■ Stated problem ■
Give the count of lines holding the string "Tailwind" and nothing else.

■ Records for the exercise ■
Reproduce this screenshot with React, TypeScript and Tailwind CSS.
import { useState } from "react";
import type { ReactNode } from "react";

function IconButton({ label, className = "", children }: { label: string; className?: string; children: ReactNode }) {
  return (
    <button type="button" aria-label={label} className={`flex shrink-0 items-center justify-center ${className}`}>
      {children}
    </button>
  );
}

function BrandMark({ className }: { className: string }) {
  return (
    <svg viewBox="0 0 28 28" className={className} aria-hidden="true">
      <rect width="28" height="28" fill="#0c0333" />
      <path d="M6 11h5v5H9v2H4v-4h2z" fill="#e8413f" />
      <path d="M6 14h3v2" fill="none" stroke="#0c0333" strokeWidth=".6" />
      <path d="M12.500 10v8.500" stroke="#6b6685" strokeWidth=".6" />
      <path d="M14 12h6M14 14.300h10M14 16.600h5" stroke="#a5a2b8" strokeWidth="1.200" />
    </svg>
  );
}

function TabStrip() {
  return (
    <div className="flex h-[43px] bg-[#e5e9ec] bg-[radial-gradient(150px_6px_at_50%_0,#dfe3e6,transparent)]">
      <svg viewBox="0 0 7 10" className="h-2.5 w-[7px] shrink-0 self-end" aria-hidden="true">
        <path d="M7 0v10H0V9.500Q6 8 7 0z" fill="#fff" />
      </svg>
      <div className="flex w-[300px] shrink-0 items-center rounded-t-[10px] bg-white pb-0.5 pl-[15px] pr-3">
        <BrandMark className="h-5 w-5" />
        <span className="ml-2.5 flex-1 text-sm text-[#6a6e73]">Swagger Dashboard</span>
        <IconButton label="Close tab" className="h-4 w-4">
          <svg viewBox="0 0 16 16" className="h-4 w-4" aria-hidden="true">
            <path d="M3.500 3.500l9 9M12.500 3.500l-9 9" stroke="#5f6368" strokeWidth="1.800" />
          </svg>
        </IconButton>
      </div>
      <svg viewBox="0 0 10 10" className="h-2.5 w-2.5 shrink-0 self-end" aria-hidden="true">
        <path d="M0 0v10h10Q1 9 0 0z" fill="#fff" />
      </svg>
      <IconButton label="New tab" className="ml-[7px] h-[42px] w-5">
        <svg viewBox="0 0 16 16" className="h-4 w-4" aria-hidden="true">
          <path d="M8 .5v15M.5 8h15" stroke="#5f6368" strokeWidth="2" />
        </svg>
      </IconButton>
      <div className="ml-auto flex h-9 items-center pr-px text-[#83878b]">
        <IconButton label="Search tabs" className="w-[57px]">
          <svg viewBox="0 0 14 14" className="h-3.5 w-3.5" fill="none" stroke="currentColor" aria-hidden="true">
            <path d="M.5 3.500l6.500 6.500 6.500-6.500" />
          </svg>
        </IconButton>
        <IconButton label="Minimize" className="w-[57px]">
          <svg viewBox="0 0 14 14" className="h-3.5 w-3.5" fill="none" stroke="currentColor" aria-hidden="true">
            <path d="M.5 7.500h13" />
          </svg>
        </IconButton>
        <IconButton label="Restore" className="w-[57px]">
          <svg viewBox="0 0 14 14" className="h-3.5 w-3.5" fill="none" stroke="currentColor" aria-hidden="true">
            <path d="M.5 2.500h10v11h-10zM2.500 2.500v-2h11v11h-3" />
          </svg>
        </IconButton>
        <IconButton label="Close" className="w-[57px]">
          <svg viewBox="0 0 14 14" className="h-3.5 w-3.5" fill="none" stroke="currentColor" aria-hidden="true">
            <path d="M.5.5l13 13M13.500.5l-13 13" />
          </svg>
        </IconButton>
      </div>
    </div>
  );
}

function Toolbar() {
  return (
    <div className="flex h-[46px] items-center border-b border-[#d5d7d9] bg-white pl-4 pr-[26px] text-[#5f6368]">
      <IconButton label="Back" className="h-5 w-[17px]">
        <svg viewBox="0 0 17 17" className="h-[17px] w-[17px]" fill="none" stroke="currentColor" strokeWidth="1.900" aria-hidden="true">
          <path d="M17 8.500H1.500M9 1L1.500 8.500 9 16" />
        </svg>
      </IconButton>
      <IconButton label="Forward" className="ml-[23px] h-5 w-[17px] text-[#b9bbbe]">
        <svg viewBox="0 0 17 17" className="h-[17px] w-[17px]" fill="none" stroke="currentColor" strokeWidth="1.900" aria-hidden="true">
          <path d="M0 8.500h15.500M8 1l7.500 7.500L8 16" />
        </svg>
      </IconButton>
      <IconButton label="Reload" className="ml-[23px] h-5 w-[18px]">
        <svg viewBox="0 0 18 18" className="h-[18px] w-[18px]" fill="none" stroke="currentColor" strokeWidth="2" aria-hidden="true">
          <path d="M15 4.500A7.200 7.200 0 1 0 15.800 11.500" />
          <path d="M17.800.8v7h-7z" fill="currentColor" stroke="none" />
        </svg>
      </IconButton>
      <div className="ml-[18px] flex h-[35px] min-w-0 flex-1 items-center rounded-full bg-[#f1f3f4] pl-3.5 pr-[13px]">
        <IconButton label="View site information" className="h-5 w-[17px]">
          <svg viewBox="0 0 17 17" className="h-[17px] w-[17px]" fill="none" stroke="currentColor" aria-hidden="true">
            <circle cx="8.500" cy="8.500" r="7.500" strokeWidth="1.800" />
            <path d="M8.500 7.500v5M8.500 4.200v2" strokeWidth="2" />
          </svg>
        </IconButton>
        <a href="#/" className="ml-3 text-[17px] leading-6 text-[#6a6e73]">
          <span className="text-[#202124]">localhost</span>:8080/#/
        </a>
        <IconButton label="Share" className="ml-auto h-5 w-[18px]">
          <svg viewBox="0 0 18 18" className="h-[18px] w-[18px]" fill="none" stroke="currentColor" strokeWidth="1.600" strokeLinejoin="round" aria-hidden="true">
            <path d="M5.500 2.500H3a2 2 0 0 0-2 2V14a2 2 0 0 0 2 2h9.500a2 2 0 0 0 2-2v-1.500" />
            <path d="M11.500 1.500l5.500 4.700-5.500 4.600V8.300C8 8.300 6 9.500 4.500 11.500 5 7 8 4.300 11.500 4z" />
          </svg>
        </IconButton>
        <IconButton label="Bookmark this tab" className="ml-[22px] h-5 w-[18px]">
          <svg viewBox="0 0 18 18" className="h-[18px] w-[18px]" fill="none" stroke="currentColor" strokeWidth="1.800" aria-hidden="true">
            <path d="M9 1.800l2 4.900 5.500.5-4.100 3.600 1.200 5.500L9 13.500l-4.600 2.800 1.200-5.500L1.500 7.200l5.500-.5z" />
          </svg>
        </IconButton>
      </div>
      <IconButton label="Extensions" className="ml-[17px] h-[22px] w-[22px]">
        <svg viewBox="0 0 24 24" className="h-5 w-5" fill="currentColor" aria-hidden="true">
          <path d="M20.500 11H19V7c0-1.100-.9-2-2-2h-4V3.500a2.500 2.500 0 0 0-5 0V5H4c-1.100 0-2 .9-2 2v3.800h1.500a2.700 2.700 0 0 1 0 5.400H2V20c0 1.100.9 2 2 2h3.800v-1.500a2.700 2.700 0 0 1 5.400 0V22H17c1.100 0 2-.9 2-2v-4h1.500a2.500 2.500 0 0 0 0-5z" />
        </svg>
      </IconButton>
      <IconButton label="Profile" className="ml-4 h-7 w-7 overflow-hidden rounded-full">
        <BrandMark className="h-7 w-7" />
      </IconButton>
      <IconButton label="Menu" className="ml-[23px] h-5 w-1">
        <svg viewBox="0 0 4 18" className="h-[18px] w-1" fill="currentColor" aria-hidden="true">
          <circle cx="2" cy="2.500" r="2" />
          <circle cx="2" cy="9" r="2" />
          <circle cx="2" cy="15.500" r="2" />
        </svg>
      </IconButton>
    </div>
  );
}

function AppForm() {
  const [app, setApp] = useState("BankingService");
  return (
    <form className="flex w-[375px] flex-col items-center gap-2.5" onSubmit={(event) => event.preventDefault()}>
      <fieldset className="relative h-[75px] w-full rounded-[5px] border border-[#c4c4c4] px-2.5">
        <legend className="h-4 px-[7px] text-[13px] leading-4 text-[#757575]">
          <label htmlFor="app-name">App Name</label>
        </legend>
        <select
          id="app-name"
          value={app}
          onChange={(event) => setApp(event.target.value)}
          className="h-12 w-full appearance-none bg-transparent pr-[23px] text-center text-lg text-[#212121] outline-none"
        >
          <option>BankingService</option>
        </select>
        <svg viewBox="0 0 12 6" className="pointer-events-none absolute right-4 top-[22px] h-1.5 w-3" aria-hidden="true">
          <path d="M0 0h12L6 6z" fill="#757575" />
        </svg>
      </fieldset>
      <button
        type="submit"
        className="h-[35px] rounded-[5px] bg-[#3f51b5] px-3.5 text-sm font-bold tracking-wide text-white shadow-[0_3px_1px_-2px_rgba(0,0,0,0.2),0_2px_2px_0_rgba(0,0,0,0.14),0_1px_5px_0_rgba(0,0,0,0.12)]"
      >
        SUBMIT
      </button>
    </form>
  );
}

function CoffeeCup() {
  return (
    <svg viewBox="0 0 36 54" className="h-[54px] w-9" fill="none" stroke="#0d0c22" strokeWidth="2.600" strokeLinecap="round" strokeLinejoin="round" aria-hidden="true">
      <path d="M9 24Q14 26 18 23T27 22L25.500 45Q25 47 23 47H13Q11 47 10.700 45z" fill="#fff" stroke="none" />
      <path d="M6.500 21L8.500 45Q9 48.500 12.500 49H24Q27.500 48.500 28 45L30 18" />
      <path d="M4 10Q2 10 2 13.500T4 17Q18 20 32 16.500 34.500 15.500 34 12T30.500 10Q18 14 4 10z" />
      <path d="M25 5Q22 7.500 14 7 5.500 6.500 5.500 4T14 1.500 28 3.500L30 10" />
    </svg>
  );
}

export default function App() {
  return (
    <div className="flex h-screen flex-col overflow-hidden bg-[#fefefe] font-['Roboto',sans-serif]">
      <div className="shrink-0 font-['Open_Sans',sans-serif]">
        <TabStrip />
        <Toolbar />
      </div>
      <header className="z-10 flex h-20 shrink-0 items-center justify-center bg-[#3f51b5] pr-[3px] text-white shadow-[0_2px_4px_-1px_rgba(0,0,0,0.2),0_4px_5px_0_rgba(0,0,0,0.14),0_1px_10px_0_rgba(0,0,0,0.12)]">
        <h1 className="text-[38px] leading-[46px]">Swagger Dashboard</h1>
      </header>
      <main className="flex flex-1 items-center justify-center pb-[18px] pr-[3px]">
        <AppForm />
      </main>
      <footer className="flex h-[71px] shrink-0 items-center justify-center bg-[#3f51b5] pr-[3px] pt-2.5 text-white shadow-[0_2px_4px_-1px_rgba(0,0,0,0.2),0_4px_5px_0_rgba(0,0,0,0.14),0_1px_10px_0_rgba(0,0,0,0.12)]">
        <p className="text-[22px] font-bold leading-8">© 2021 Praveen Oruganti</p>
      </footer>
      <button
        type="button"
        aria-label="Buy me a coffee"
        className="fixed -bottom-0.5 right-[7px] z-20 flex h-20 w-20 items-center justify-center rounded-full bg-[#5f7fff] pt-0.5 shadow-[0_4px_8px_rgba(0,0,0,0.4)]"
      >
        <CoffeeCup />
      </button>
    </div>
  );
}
--
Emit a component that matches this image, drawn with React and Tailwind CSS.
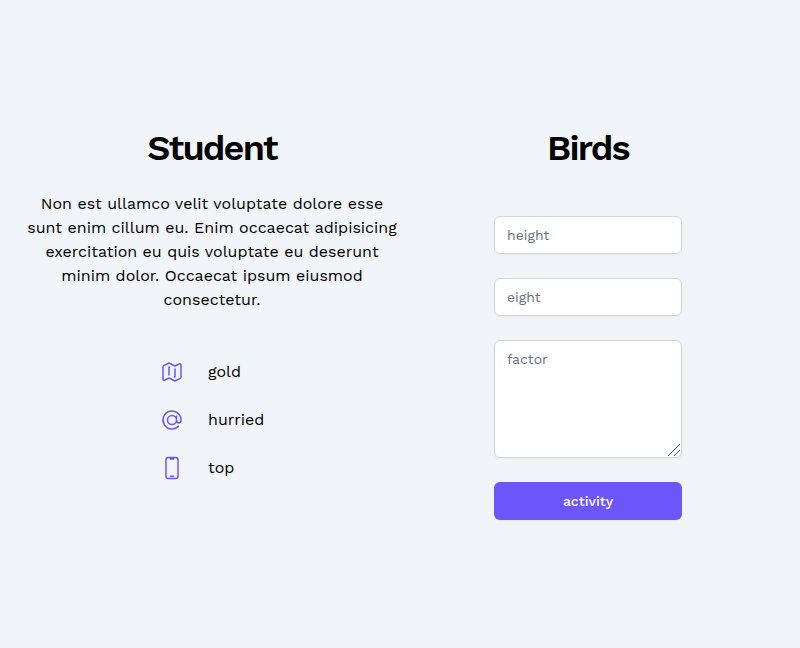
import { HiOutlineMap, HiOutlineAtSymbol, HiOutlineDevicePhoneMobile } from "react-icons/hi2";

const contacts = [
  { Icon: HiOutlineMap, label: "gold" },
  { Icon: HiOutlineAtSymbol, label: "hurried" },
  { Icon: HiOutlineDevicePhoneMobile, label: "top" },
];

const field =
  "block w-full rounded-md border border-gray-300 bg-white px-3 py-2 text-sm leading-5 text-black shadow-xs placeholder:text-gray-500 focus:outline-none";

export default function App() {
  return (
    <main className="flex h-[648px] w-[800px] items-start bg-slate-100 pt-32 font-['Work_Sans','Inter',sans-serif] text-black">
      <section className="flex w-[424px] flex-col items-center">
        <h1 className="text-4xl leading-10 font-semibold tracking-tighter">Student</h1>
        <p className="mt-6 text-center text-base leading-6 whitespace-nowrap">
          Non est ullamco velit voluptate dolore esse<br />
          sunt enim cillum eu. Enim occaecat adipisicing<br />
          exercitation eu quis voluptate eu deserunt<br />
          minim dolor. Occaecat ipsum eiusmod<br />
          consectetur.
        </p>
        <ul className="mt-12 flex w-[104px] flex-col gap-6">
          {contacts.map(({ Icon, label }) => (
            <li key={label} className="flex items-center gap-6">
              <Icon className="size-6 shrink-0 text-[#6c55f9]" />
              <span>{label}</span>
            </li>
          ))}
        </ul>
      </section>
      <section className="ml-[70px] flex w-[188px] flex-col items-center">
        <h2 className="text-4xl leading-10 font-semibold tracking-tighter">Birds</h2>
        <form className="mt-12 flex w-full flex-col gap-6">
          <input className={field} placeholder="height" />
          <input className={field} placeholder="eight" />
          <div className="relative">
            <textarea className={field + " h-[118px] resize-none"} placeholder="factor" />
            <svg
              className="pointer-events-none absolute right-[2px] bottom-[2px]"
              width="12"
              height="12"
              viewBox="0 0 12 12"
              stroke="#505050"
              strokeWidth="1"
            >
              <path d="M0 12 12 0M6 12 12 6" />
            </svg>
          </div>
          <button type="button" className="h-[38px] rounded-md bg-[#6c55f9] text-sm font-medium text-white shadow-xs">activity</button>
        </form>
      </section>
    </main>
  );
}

■ Correct result ■
2